# Exercise objective
Locate the string "Tailwind" in the records below. Copy every line where it occurs.

## begin Data rows

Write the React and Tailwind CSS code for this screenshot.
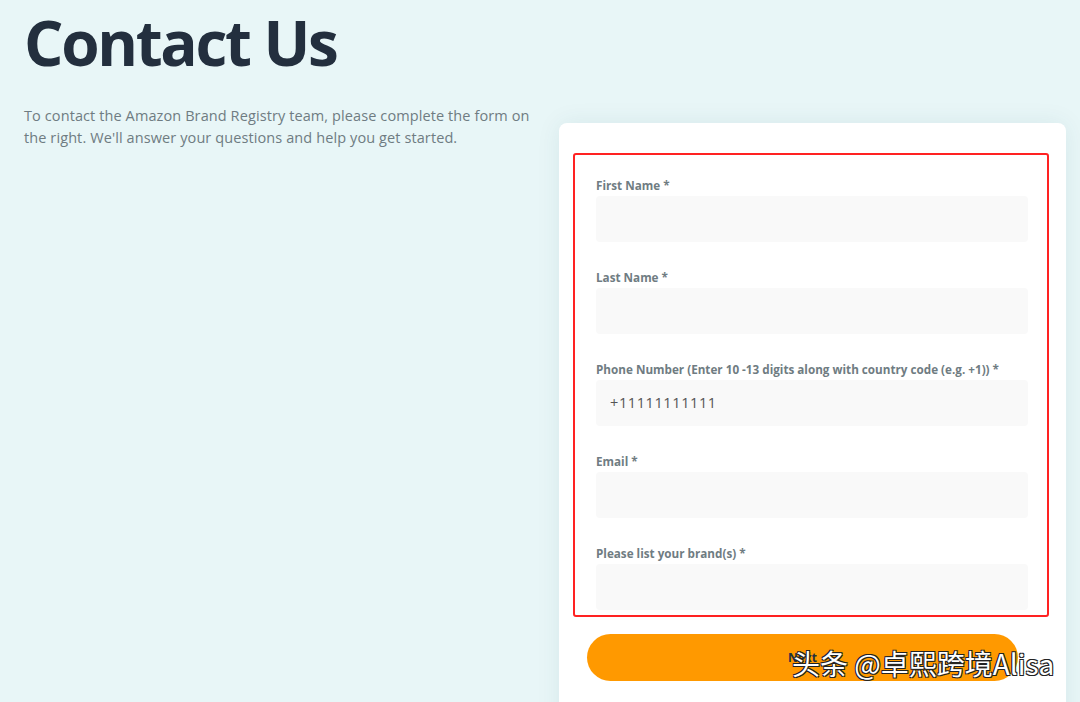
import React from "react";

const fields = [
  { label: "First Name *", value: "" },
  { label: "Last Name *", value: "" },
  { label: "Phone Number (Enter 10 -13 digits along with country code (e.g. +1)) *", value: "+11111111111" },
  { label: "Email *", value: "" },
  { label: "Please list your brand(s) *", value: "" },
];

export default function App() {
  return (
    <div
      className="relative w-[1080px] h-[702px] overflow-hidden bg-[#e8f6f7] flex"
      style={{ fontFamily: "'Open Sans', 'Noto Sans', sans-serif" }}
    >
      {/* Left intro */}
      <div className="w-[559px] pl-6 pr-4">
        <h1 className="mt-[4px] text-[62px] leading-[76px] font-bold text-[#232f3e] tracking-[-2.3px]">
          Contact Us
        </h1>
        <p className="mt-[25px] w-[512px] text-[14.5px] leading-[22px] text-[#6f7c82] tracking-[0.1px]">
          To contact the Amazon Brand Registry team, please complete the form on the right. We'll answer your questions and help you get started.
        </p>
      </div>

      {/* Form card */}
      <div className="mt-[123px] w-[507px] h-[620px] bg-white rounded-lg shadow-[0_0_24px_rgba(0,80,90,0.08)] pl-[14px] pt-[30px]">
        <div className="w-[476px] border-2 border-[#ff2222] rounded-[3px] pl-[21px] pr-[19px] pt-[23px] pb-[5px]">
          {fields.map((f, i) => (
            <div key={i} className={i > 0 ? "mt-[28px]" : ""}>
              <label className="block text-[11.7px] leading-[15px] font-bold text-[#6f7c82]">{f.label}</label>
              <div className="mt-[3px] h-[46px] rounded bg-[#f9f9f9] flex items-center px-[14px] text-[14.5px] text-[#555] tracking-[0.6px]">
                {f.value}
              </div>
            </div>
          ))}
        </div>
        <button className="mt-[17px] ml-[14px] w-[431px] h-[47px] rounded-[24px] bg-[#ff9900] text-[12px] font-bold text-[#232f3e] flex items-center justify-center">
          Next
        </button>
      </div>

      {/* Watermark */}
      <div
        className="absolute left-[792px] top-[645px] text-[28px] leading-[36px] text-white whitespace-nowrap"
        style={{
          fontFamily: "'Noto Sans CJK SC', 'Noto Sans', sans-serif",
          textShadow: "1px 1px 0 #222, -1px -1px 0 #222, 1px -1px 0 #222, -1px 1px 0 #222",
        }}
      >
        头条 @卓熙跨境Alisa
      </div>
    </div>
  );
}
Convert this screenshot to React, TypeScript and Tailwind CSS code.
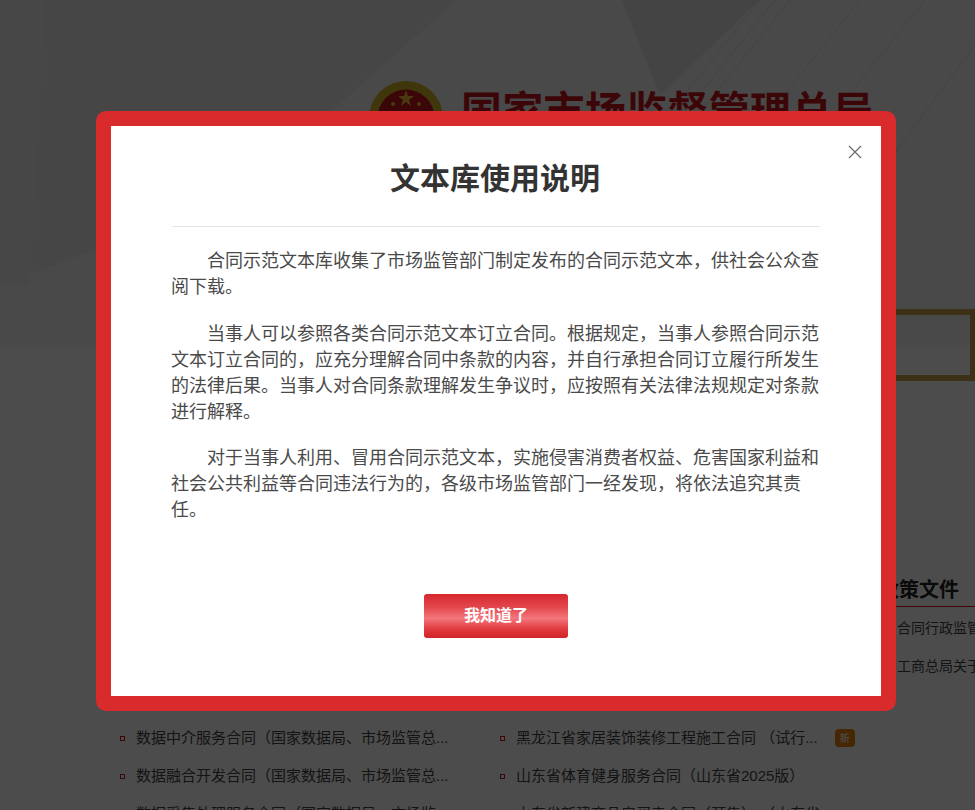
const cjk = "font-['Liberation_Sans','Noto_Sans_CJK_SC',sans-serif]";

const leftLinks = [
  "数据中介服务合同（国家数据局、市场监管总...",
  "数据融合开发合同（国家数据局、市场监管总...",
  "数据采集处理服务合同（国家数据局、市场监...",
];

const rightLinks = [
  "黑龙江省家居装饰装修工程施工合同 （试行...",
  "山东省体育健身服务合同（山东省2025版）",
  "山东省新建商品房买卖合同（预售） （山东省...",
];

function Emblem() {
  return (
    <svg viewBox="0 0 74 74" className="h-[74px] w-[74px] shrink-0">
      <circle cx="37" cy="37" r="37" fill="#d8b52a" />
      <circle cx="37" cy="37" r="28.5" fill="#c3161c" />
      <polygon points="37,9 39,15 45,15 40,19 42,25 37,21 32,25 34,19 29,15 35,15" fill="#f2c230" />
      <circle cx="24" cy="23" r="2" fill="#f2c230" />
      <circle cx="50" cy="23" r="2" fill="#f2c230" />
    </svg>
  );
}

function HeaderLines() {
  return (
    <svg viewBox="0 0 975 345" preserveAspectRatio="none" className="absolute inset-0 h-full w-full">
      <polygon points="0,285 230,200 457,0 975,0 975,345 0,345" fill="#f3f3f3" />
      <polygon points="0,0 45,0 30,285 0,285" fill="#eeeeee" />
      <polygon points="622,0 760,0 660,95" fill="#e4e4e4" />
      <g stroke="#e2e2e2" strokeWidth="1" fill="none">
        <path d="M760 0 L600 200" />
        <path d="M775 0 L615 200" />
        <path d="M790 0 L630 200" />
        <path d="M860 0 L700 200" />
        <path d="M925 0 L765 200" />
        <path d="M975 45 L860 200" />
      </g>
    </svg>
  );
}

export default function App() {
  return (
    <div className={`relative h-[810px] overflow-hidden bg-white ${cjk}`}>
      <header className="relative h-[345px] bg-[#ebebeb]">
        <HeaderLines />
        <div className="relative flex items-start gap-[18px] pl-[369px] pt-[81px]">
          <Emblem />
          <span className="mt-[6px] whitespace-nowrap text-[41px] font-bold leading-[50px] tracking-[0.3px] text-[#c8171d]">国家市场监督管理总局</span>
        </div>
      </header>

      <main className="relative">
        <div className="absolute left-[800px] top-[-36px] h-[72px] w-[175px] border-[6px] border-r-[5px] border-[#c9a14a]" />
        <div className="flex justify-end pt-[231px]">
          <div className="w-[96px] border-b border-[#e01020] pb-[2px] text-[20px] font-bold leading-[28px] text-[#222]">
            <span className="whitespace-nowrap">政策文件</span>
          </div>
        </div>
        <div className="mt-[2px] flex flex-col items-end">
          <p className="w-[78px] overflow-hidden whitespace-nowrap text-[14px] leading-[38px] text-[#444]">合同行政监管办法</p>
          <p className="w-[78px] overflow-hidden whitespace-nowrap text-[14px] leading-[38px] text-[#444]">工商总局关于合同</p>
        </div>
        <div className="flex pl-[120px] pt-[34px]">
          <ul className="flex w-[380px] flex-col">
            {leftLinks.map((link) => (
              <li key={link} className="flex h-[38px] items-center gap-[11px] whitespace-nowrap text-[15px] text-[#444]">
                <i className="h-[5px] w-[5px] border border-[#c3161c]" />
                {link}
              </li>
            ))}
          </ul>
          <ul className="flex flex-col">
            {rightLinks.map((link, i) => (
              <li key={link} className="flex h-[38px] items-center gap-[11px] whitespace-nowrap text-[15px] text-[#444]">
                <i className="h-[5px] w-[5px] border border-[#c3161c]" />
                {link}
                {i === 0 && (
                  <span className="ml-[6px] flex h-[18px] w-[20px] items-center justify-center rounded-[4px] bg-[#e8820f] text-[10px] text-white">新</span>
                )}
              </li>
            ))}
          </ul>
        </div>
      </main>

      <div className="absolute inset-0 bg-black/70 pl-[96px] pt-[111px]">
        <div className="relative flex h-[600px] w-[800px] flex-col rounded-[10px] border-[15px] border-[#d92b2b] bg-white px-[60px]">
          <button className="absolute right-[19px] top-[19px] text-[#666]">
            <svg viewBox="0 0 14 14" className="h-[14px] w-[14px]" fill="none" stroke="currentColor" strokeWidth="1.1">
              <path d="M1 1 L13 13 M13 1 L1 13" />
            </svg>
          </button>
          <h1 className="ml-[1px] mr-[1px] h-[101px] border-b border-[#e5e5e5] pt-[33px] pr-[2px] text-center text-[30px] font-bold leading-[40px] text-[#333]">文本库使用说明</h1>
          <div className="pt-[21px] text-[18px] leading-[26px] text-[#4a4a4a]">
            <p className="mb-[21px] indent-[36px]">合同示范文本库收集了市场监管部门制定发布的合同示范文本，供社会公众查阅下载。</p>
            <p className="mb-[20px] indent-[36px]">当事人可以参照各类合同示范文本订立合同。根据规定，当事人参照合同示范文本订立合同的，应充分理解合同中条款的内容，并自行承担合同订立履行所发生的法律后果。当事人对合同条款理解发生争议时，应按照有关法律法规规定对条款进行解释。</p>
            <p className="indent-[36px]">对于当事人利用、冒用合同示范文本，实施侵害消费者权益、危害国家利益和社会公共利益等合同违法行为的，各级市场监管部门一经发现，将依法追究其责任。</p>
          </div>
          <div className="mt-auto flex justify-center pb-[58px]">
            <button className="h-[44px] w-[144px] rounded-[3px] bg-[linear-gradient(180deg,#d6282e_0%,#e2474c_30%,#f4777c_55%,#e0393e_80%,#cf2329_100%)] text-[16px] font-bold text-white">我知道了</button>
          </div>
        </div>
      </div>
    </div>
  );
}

## end Data rows

# Worked answer
Write the React and Tailwind CSS code for this screenshot.
Convert this screenshot to React, TypeScript and Tailwind CSS code.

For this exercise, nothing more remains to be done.